The first thing most people need to DIY on their 9000 (or any other car) is a service, so hopefully the schedules should help give people a more structured introduction to 9000 DIY.

If anyone can supply a copy (or copies) of an earlier service schedule (or schedules) than 1992, I'd be interested to see it and pay any (reasonable) cost involved. I'd love to see a service schedule from outside the European market too, especially for the US/Canada with their tradition of very short oil-change intervals.

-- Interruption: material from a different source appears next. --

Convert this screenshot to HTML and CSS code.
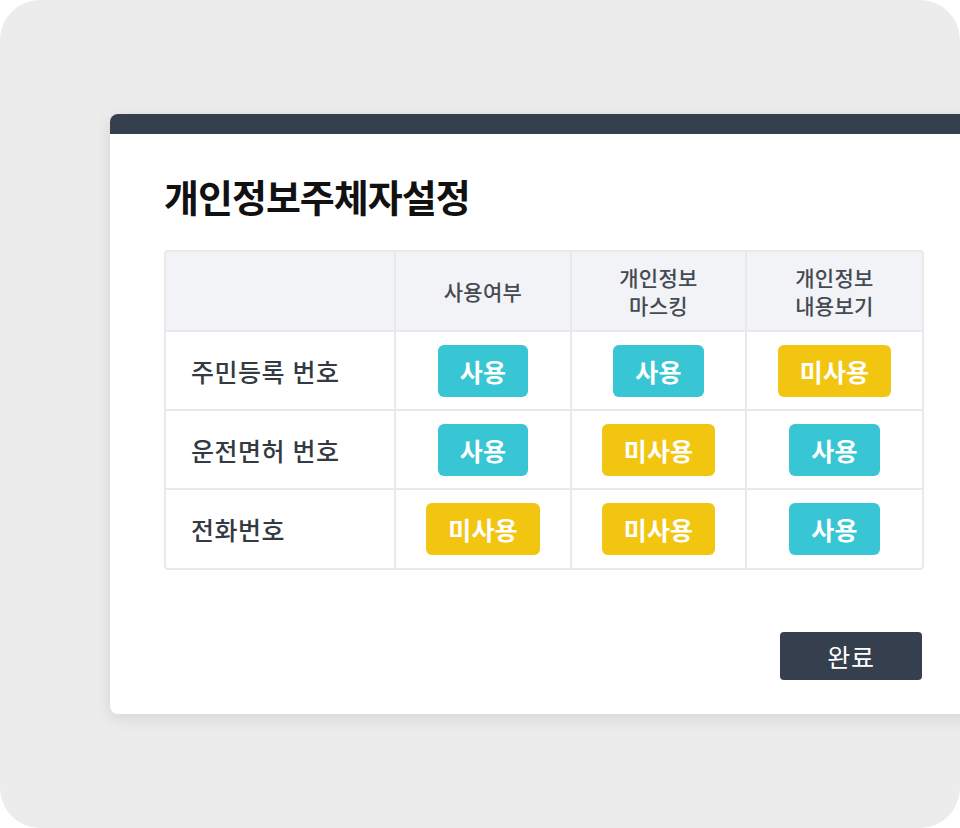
FILE: index.html
```html
<!DOCTYPE html>
<html lang="ko">
<head>
<meta charset="utf-8">
<link rel="stylesheet" href="styles.css">
</head>
<body>
<div class="frame">
  <div class="card">
    <div class="bar"></div>
    <div class="content">
      <h1 class="title">개인정보주체자설정</h1>
      <div class="table">
        <div class="cell head"></div>
        <div class="cell head">사용여부</div>
        <div class="cell head">개인정보<br>마스킹</div>
        <div class="cell head">개인정보<br>내용보기</div>

        <div class="cell label">주민등록 번호</div>
        <div class="cell"><span class="badge on">사용</span></div>
        <div class="cell"><span class="badge on">사용</span></div>
        <div class="cell"><span class="badge off">미사용</span></div>

        <div class="cell label">운전면허 번호</div>
        <div class="cell"><span class="badge on">사용</span></div>
        <div class="cell"><span class="badge off">미사용</span></div>
        <div class="cell"><span class="badge on">사용</span></div>

        <div class="cell label">전화번호</div>
        <div class="cell"><span class="badge off">미사용</span></div>
        <div class="cell"><span class="badge off">미사용</span></div>
        <div class="cell"><span class="badge on">사용</span></div>
      </div>
      <div class="footer">
        <button class="done">완료</button>
      </div>
    </div>
  </div>
</div>
</body>
</html>
```

FILE: styles.css
```css
* { box-sizing: border-box; }
html, body {
  margin: 0;
  background: #ffffff;
}
body {
  font-family: "Noto Sans CJK KR", "Noto Sans", sans-serif;
}
.frame {
  width: 960px;
  height: 828px;
  background: #ececec;
  border-radius: 40px;
  overflow: hidden;
  padding: 114px 0 0 110px;
}
.card {
  width: 900px;
  background: #ffffff;
  border-radius: 8px;
  box-shadow: 0 4px 16px rgba(0, 0, 0, 0.10);
  overflow: hidden;
}
.bar {
  height: 20px;
  background: #353f4d;
}
.content {
  padding: 37px 0 34px 54px;
}
.title {
  margin: 0;
  height: 79px;
  font-size: 38px;
  line-height: 50px;
  font-weight: 700;
  letter-spacing: -1px;
  color: #111111;
}
.table {
  width: 760px;
  border: 2px solid #e9e9eb;
  border-radius: 4px;
  background: #e9e9eb;
  display: grid;
  grid-template-columns: 228px 174px 173px 175px;
  grid-template-rows: 78px 77px 77px 78px;
  gap: 2px;
  overflow: hidden;
}
.cell {
  background: #ffffff;
  display: flex;
  align-items: center;
  justify-content: center;
}
.cell.head {
  background: #f2f3f7;
  font-size: 21px;
  line-height: 28px;
  font-weight: 500;
  letter-spacing: 0.3px;
  color: #454a52;
  text-align: center;
}
.cell.label {
  justify-content: flex-start;
  padding-left: 25px;
  font-size: 25px;
  font-weight: 500;
  letter-spacing: 0.5px;
  color: #343a42;
}
.badge {
  display: inline-flex;
  align-items: center;
  justify-content: center;
  height: 52px;
  padding: 0 22px;
  border-radius: 6px;
  font-size: 25px;
  font-weight: 700;
  letter-spacing: 0.2px;
  color: #ffffff;
}
.badge.on { background: #38c6d4; }
.badge.off { background: #f2c511; }
.footer {
  width: 758px;
  display: flex;
  justify-content: flex-end;
  padding-top: 62px;
}
.done {
  width: 142px;
  height: 48px;
  border: none;
  border-radius: 4px;
  background: #353f4d;
  color: #ffffff;
  font-family: "Noto Sans CJK KR", "Noto Sans", sans-serif;
  font-size: 25px;
  letter-spacing: 0.8px;
  padding: 0;
}
```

Back to something more relevant to the thread:
I change my plugs at every service, since they are cheap and the Saab DI is notoriously fussy about plugs. I also note (from trawling through my handbooks yesterday to collate the service data) that Saab actually recommend the BCPRxES plugs for the DI cars, while Saab dealers use the BCPRxES-11 plugs. I used to think that the difference was simply that the "-11"s were pre-gapped to 1.1mm. However, there is more to it than that. Comparing a "-11" with a standard type, the "-11" earth electrode extends all the way across the top of the centre electrode, while the earth electrode on the standard plug only reaches about halfway (or slightly further) across.

So does anyone know why the handbook (at least up to '96) says one thing while the dealer does something different?

I have had no problems with either the "-11"s fitted by dealers or the standard plugs I have fitted myself.